Rappelons qu’en été 1951, après avoir atteint le Yalu et provoqué l’intervention chinoise en Corée, Mac Arthur est limogé. Les pablistes publient alors un tract, par-dessus la tête de la direction française, expliquant que « nous avons failli avoir la guerre », trahissant ainsi l’impressionnisme du SI, qui ne modifie d’ailleurs pas pour autant sa perspective de « guerre-révolution » dans un an ou deux au plus, de radicalisation toujours croissante de la politique stalinienne et de prise du pouvoir par les différents PC comme cela s’est produit en Chine. Ces perspectives « optimistes »’ pour demain – leur optimisme concerne d’ailleurs l’avenir de la bureaucratie du Kremlin et non celui de la IVe Internationale – servent en réalité à cacher le plus profond scepticisme en ce qui concerne les ressources propres de la classe ouvrière à laquelle est déniée la possibilité de s’engager dans aucun combat d’envergure et d’élever son niveau de conscience avant la guerre.
Pourtant, des manifestations extrêmes de pro-stalinisme qui devraient retentir comme un signal d’alarme se sont produites dans des secteurs faibles du parti. Un Jeune militant de province, Maurice Burguière, est passé aux staliniens, et n’a été reconquis qu’avec l’argumentation des « annexes » de janvier ; à Lyon d’autre part, un autre jeune militant, Lefort, a rédigé des thèses qu’il considère non sans raison comme les conclusions logiques des thèses du Xe Plenum et qui affirment que la bureaucratie stalinienne cessera, à partir du déclenchement de la guerre, de jouer un rôle contre-révolutionnaire. Lefort et Burguière s’alignent sur la minorité. Burguière passera complète- ment au stalinisme après la scission, dénonçant le trotskysme comme une officine impérialiste.
Les thèses de Germain (« Dix thèses sur le stalinisme ») que Frank avait annoncées comme le document qui devait redresser Pablo, sont publiées au mois de mai, mais comme document de discussion et avec une préface qui les place sous l’égide des thèses du IXe Plenum. Ceci n’empêche évidemment pas Pablo de déclarer ce document « inopportun ». Le Bureau politique de la section française les adopte comme résolution pour le 3e congrès mondial (sans la préface). Le 7e congrès du parti les adoptera également, à l’indignation originale et comique de leur auteur.

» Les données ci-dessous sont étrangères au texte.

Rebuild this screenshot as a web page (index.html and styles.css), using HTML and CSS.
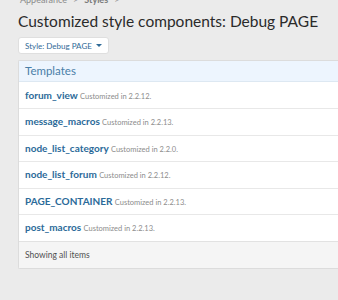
FILE: index.html
```html
<!DOCTYPE html>
<html>
<head>
<meta charset="utf-8">
<link rel="stylesheet" href="styles.css">
</head>
<body>
<div class="page">
  <div class="crumbs"><span>Appearance</span><span class="sep">&gt;</span><span class="strong">Styles</span><span class="sep">&gt;</span></div>
  <h1 class="title">Customized style components: Debug PAGE</h1>
  <div class="btnrow"><span class="btn">Style: Debug PAGE <span class="caret"></span></span></div>
  <div class="block">
    <div class="block-head">Templates</div>
    <div class="row"><a class="name">forum_view</a> <span class="hint">Customized in 2.2.12.</span></div>
    <div class="row"><a class="name">message_macros</a> <span class="hint">Customized in 2.2.13.</span></div>
    <div class="row"><a class="name">node_list_category</a> <span class="hint">Customized in 2.2.0.</span></div>
    <div class="row"><a class="name">node_list_forum</a> <span class="hint">Customized in 2.2.12.</span></div>
    <div class="row"><a class="name">PAGE_CONTAINER</a> <span class="hint">Customized in 2.2.13.</span></div>
    <div class="row"><a class="name">post_macros</a> <span class="hint">Customized in 2.2.13.</span></div>
    <div class="block-foot">Showing all items</div>
  </div>
</div>
</body>
</html>
```
FILE: styles.css
```css
html, body { margin: 0; padding: 0; background: #ebebeb; }
body { font-family: Lato, "Noto Sans", sans-serif; color: #141414; overflow: hidden; width: 338px; height: 300px; }
.page { padding: 0 0 0 18px; }
.crumbs { font-size: 9px; color: #8a8a8a; height: 10px; line-height: 10px; margin-top: -5px; display: flex; gap: 6px; padding-left: 2px; }
.crumbs .strong { font-weight: 700; color: #7a7a7a; }
.title { font-weight: 400; font-size: 15.5px; line-height: 22px; margin: 5px 0 0 0; color: #2a2a2a; white-space: nowrap; }
.btnrow { margin-top: 5px; display: flex; }
.btn { display: inline-flex; align-items: center; gap: 3px; background: #fff; border: 1px solid #dfdfdf; border-radius: 3px; height: 15px; padding: 0 6px 0 6px; font-size: 8px; color: #2f6a97; }
.caret { width: 0; height: 0; border-left: 3px solid transparent; border-right: 3px solid transparent; border-top: 3px solid #2f6a97; margin-left: 1px; }
.block { margin-top: 6px; background: #fff; border: 1px solid #dcdcdc; border-right: none; border-radius: 2px 0 0 2px; }
.block-head { background: #edf5fe; color: #4a7fa8; font-size: 11.5px; height: 20px; line-height: 20px; padding-left: 6px; border-bottom: 1px solid #dde8f2; }
.row { height: 25.5px; line-height: 25.5px; padding-left: 6px; border-top: 1px solid #e8e8e8; white-space: nowrap; font-size: 9px; }
.block-head + .row { border-top: none; height: 26px; line-height: 26px; }
.name { color: #2b6a99; font-weight: 700; font-size: 10px; }
.hint { color: #8c8c8c; font-size: 7.5px; }
.block-foot { background: #f5f5f5; border-top: 1px solid #e2e2e2; height: 26px; line-height: 26px; padding-left: 6px; font-size: 8.5px; color: #505050; }
```
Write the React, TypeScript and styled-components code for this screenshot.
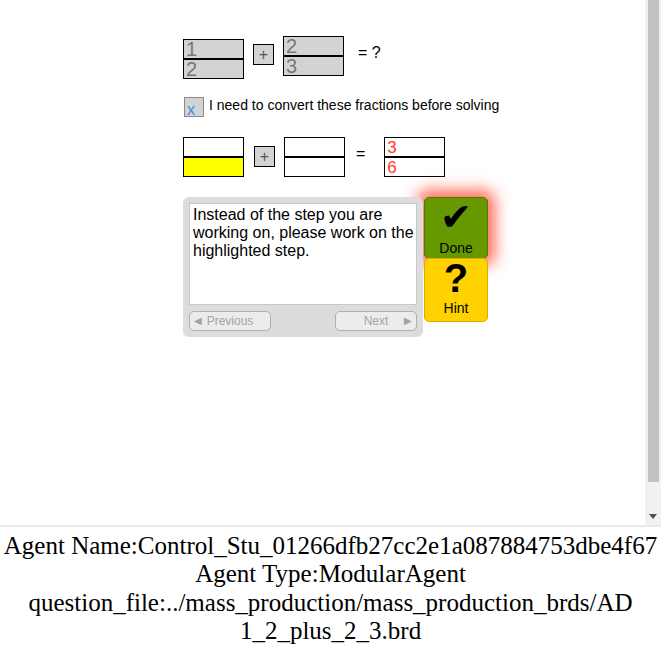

Comme complément des thèses de la majorité du CC, Bleibtreu publie « Où va le camarade Pablo ? » article d’analyse critique de « Où allons-nous ? ». Ce texte, publié par « La Vérité » après la scission sous le titre « Défense du trotskysme », mais soumis dès cette époque au SI comme document pour la discussion préparatoire au 3e congrès mondial, n’est pas diffusé par le SI dans l’Internationale : les autres documents français, notamment les thèses d’orientation internationale n’ont pas été diffusés non plus.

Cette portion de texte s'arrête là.